§ Data segment:
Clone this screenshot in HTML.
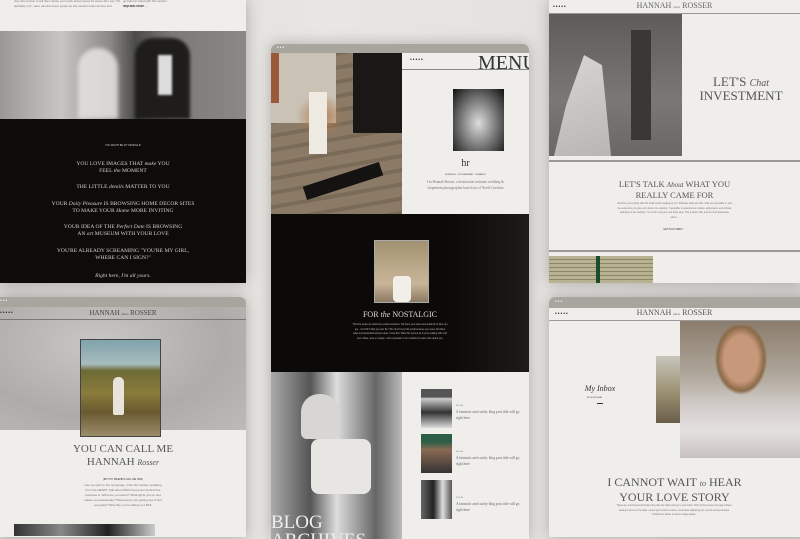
<!DOCTYPE html>
<html><head><meta charset="utf-8"><style>
*{margin:0;padding:0;box-sizing:border-box}
body{width:800px;height:533px;overflow:hidden;background:linear-gradient(90deg,#d9d7d3,#e8e6e2 40%,#e4e2de 70%,#d8d6d2);position:relative;font-family:"Liberation Serif",serif}
.a{position:absolute}
.card{position:absolute;background:#efeeea;overflow:hidden;box-shadow:0 0 14px rgba(0,0,0,.25)}
.bar{position:absolute;left:0;right:0;background:#a8a59f}
.dots{position:absolute;font-size:5px;letter-spacing:1px;color:#222;font-family:"Liberation Sans",sans-serif}
.c{text-align:center;left:0;right:0}
.t{font-family:"Liberation Sans",sans-serif;color:#777;font-size:3px;line-height:5px}
.gl{position:absolute;height:1px;background:#888}
</style></head><body>

<!-- TOP LEFT -->
<div class="card" style="left:0;top:0;width:246px;height:283px">
  <div class="a t" style="left:14px;top:-1px;width:110px">Use this section to tell them about your work and process for those who say "Oh definitely not". Here use the lorem space as this section looks all nice and</div>
  <div class="a t" style="left:123px;top:-1px;width:70px">go hand-in-hand with this section<br><b style="color:#333">INQUIRE NOW →</b></div>
  <div class="a" style="left:0;top:31px;width:246px;height:88px;background:linear-gradient(90deg,#9a9896 0%,#c8c6c3 25%,#8a8886 45%,#4c4b4a 55%,#7c7a78 70%,#8a8986 100%)"></div>
  <div class="a" style="left:78px;top:48px;width:40px;height:71px;background:#e6e4e0;border-radius:20px 20px 0 0;opacity:.85;filter:blur(2px)"></div>
  <div class="a" style="left:135px;top:38px;width:55px;height:81px;background:#1e1d1c;border-radius:18px 18px 0 0;filter:blur(1.5px)"></div>
  <div class="a" style="left:158px;top:55px;width:14px;height:40px;background:#ddd;filter:blur(1px)"></div>
  <div class="a" style="left:0;top:119px;width:246px;height:164px;background:#0e0c0b;color:#d4d0c8;font-size:5.6px;line-height:6.5px">
    <div class="a c" style="top:24px;font-size:2.5px;font-family:'Liberation Sans'">YOU MIGHT BE MY PEOPLE IF</div>
    <div class="a c" style="top:42px">YOU LOVE IMAGES THAT <i>make</i> YOU<br>FEEL <i>the</i> MOMENT</div>
    <div class="a c" style="top:65px">THE LITTLE <i>details</i> MATTER TO YOU</div>
    <div class="a c" style="top:82px">YOUR <i>Daily Pleasure</i> IS BROWSING HOME DECOR SITES<br>TO MAKE YOUR <i>Home</i> MORE INVITING</div>
    <div class="a c" style="top:105px">YOUR IDEA OF THE <i>Perfect Date</i> IS BROWSING<br>AN <i>art</i> MUSEUM WITH YOUR LOVE</div>
    <div class="a c" style="top:129px">YOU'RE ALREADY SCREAMING "YOU'RE MY GIRL,<br>WHERE CAN I SIGN?"</div>
    <div class="a c" style="top:154px;font-style:italic">Right here, I'm all yours.</div>
  </div>
</div>

<!-- BOTTOM LEFT -->
<div class="card" style="left:0;top:297px;width:246px;height:240px;border-radius:0 6px 0 0">
  <div class="bar" style="top:0;height:10px"><span class="dots" style="left:0;top:1px;color:#eee">•••</span></div>
  <div class="a" style="left:0;top:10px;width:246px;height:123px;background:radial-gradient(ellipse at 40% 30%,#c9c7c3,#aeaca8 60%,#bdbbb7)"></div>
  <div class="a" style="left:0;top:10px;width:246px;height:13px;border-bottom:1px solid #777">
    <span class="dots" style="left:0;top:3px">•••••</span>
    <div class="a c" style="top:2px;font-size:7px;color:#444">HANNAH <span style="font-size:3px">photo</span> ROSSER</div>
  </div>
  <div class="a" style="left:80px;top:42px;width:81px;height:98px;border:1px solid #444;background:linear-gradient(180deg,#7fa3ad 0%,#a8bcbc 25%,#6d6a35 32%,#8a7c3c 55%,#6a5a30 75%,#9c8d6a 100%)"></div>
  <div class="a" style="left:113px;top:80px;width:11px;height:38px;background:#e8e4dc;border-radius:5px 5px 2px 2px"></div>
  <div class="a c" style="top:146px;font-size:11px;line-height:13px;color:#555">YOU CAN CALL ME<br>HANNAH <i style="font-size:8px">Rosser</i></div>
  <div class="a c t" style="top:180px;color:#333;font-size:2.5px">(BUT MY FRIENDS CALL ME HAN)</div>
  <div class="a c t" style="top:186px;width:80px;margin:0 auto">Like we said on the homepage, write this section speaking from the HEART. Talk about WHO the person behind the business is. What are you about? What lights you up and makes you passionate? What keeps you getting out of bed everyday? Write like you're talking to a BFF.</div>
  <div class="a" style="left:14px;top:227px;width:141px;height:12px;background:linear-gradient(90deg,#333,#888,#222,#ccc)"></div>
</div>

<!-- CENTER -->
<div class="card" style="left:271px;top:44px;width:258px;height:495px;border-radius:6px 6px 0 0">
  <div class="bar" style="top:0;height:9px"><span class="dots" style="left:6px;top:1px;color:#eee">•••</span></div>
  <div class="a" style="left:0;top:9px;width:131px;height:161px;background:repeating-linear-gradient(170deg,#8a7a66 0 10px,#7a6a58 10px 14px)"></div>
  <div class="a" style="left:0;top:9px;width:65px;height:70px;background:#c9c2b5"></div>
  <div class="a" style="left:0;top:9px;width:8px;height:50px;background:#9a5a3a"></div>
  <div class="a" style="left:82px;top:9px;width:49px;height:80px;background:#1a1816"></div>
  <div class="a" style="left:25px;top:50px;width:50px;height:45px;background:radial-gradient(ellipse,#b07a50,transparent 70%)"></div>
  <div class="a" style="left:38px;top:48px;width:18px;height:62px;background:#eeeae2"></div>
  <div class="a" style="left:32px;top:130px;width:80px;height:14px;background:#151312;transform:rotate(-18deg)"></div>
  <div class="a" style="left:131px;top:9px;width:127px;height:161px;background:#efeeea">
    <div class="dots" style="left:8px;top:4px">•••••</div>
    <div class="a" style="left:76px;top:0;font-size:20px;color:#333;line-height:20px">MENU</div>
    <div class="gl" style="left:0;right:0;top:16px"></div>
    <div class="a" style="left:51px;top:36px;width:51px;height:62px;background:radial-gradient(ellipse at 50% 55%,#ddd,#777 50%,#111)"></div>
    <div class="a c" style="top:105px;font-size:10px;color:#333">hr</div>
    <div class="a c t" style="top:120px;font-size:2px;color:#333">NOSTALGIC · DOCUMENTARY · ROMANTIC</div>
    <div class="a c" style="top:126px;font-size:3.6px;line-height:6px;color:#777;width:80px;margin:0 auto">I'm Hannah Rosser, a destination intimate wedding &amp; elopement photographer based out of North Carolina</div>
  </div>
  <div class="a" style="left:0;top:170px;width:258px;height:158px;background:linear-gradient(90deg,#0c0a09 70%,#1e1c1b)">
    <div class="a" style="left:103px;top:26px;width:55px;height:63px;border:1px solid #aaa;background:linear-gradient(180deg,#a09070,#b8a888 40%,#c9b598 70%,#8a7a62)"></div>
    <div class="a" style="left:122px;top:62px;width:18px;height:26px;background:#f2efe8;border-radius:4px"></div>
    <div class="a c" style="top:96px;font-size:8px;color:#ddd">FOR <i>the</i> NOSTALGIC</div>
    <div class="a c t" style="top:109px;color:#bbb;font-size:2.3px;line-height:4.5px;width:95px;margin:0 auto">This first sentence should be a warm welcome. Tell them your name and a little bit of who you are - not JUST what you sell. Be YOU. Don't bury this proof because you never told them what a professional business does. Know this: Write this section as if you're talking with a bff over coffee, wine or mango - with a question or an invitation to learn more about you.</div>
  </div>
  <div class="a" style="left:0;top:328px;width:131px;height:167px;background:linear-gradient(90deg,#aaa 0%,#555 30%,#ddd 50%,#666 80%,#bbb)"></div>
  <div class="a" style="left:30px;top:350px;width:38px;height:45px;background:#d8d6d2;border-radius:18px 18px 6px 6px"></div>
  <div class="a" style="left:40px;top:395px;width:60px;height:55px;background:#e8e6e3;border-radius:8px"></div>
  <div class="a" style="left:0;top:470px;font-size:19px;line-height:18px;color:#eee">BLOG<br>ARCHIVES</div>
  <div class="a" style="left:131px;top:328px;width:127px;height:167px;background:#efeeea">
    <div class="a" style="left:19px;top:17px;width:31px;height:39px;background:linear-gradient(180deg,#555 20%,#ccc 25%,#333 60%,#ddd)"></div>
    <div class="a" style="left:19px;top:62px;width:31px;height:39px;background:linear-gradient(180deg,#2d5e46 20%,#8a6a54 40%,#333)"></div>
    <div class="a" style="left:19px;top:108px;width:31px;height:39px;background:linear-gradient(90deg,#666,#222 40%,#ddd 70%,#555)"></div>
    <div class="a" style="left:54px;top:30px;width:65px;font-size:3.6px;line-height:6px;color:#666"><span style="font-size:2px">01.01.00</span><br>A fantastic and catchy blog post title will go right here</div>
    <div class="a" style="left:54px;top:76px;width:65px;font-size:3.6px;line-height:6px;color:#666"><span style="font-size:2px">01.01.00</span><br>A fantastic and catchy blog post title will go right here</div>
    <div class="a" style="left:54px;top:122px;width:65px;font-size:3.6px;line-height:6px;color:#666"><span style="font-size:2px">01.01.00</span><br>A fantastic and catchy blog post title will go right here</div>
  </div>
</div>

<!-- TOP RIGHT -->
<div class="card" style="left:549px;top:0;width:251px;height:283px">
  <div class="dots" style="left:4px;top:4px">•••••</div>
  <div class="a c" style="top:1px;font-size:8px;color:#666">HANNAH <span style="font-size:3px">photo</span> ROSSER</div>
  <div class="gl" style="left:0;right:0;top:13px;background:#999"></div>
  <div class="a" style="left:0;top:14px;width:133px;height:142px;background:linear-gradient(180deg,#5e5c5a 0%,#6e6c6a 35%,#7a7876 60%,#6a6866 100%)"></div>
  <div class="a" style="left:5px;top:55px;width:60px;height:101px;background:linear-gradient(160deg,#d8d6d2,#b8b6b2);clip-path:polygon(50% 0,80% 10%,95% 100%,0 100%,20% 50%)"></div>
  <div class="a" style="left:82px;top:30px;width:20px;height:110px;background:#3a3836"></div>
  <div class="a" style="left:133px;top:76px;width:118px;text-align:center;font-size:13px;line-height:12px;color:#555">LET'S <i style="font-size:10px">Chat</i><br>INVESTMENT</div>
  <div class="a" style="left:0;top:160px;width:251px;height:2px;background:#999"></div>
  <div class="a c" style="top:179px;font-size:8.5px;line-height:10px;color:#555">LET'S TALK <i style="font-size:7px">About</i> WHAT YOU<br>REALLY CAME FOR</div>
  <div class="a c t" style="top:202px;width:115px;margin:0 auto;font-size:2.3px;line-height:4.7px">Introduce your pricing with this small section leading up to it. Reiterate what you offer, what you specialize in, and the experience you give your clients. An example: 'I specialize in adventurous couples, elopements, and intimate weddings in the outdoors. I'm not for everyone, and that's okay. This is what I offer and am most passionate about...</div>
  <div class="a c t" style="top:228px;color:#333;font-size:2.3px">GET IN MY INBOX →</div>
  <div class="a" style="left:0;top:250px;width:251px;height:2px;background:#999"></div>
  <div class="a" style="left:0;top:256px;width:104px;height:27px;background:repeating-linear-gradient(180deg,#b8b290 0 3px,#8a866a 3px 4px)"></div>
  <div class="a" style="left:47px;top:256px;width:4px;height:27px;background:#1d4a2c"></div>
</div>

<!-- BOTTOM RIGHT -->
<div class="card" style="left:549px;top:297px;width:256px;height:240px;border-radius:6px 0 0 0">
  <div class="bar" style="top:0;height:11px"><span class="dots" style="left:6px;top:2px;color:#eee">•••</span></div>
  <div class="dots" style="left:6px;top:14px">•••••</div>
  <div class="a c" style="top:11px;font-size:8px;color:#555;padding-right:5px">HANNAH <span style="font-size:3px">photo</span> ROSSER</div>
  <div class="gl" style="left:0;right:0;top:23px;background:#999"></div>
  <div class="a" style="left:107px;top:59px;width:24px;height:67px;background:linear-gradient(180deg,#c8c6bc,#9a9070 55%,#6a5e4a)"></div>
  <div class="a" style="left:131px;top:24px;width:125px;height:137px;background:linear-gradient(180deg,#8a7c6c 0%,#b0a89c 40%,#cfc9c6 60%,#e4e0e0 80%,#c8c2c0)"></div>
  <div class="a" style="left:162px;top:28px;width:60px;height:75px;background:radial-gradient(ellipse at 50% 45%,#c8987a 0 40%,#8a6a48 55%,transparent 62%)"></div>
  <div class="a" style="left:26px;top:87px;width:50px;text-align:center;font-size:8px;color:#333;font-style:italic">My Inbox</div>
  <div class="a t" style="left:38px;top:99px;font-size:2px;color:#333">BOOK WITH ME</div>
  <div class="a" style="left:48px;top:106px;width:6px;height:1px;background:#333"></div>
  <div class="a" style="left:0;top:179px;width:251px;text-align:center;font-size:12px;line-height:12.5px;color:#555">I CANNOT WAIT <i style="font-size:8px">to</i> HEAR<br>YOUR LOVE STORY</div>
  <div class="a t" style="left:65px;top:207px;width:120px;text-align:center;font-size:2.3px;line-height:4.5px">These are your final words before they take the bullet and get in your inbox. Don't let them leave the page without leaving it all out on the table. Lorem ipsum dolor sit amet, consectetur adipiscing elit, sed do eiusmod tempor incididunt ut labore et dolore magna aliqua.</div>
</div>

</body></html>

§ Objective:
Repeat, word for word and with no pictures, only the lines running from the beginning of the data to the line that contains "</style></head><body>".

§ Task output:
Clone this screenshot in HTML.
<!DOCTYPE html>
<html><head><meta charset="utf-8"><style>
*{margin:0;padding:0;box-sizing:border-box}
body{width:800px;height:533px;overflow:hidden;background:linear-gradient(90deg,#d9d7d3,#e8e6e2 40%,#e4e2de 70%,#d8d6d2);position:relative;font-family:"Liberation Serif",serif}
.a{position:absolute}
.card{position:absolute;background:#efeeea;overflow:hidden;box-shadow:0 0 14px rgba(0,0,0,.25)}
.bar{position:absolute;left:0;right:0;background:#a8a59f}
.dots{position:absolute;font-size:5px;letter-spacing:1px;color:#222;font-family:"Liberation Sans",sans-serif}
.c{text-align:center;left:0;right:0}
.t{font-family:"Liberation Sans",sans-serif;color:#777;font-size:3px;line-height:5px}
.gl{position:absolute;height:1px;background:#888}
</style></head><body>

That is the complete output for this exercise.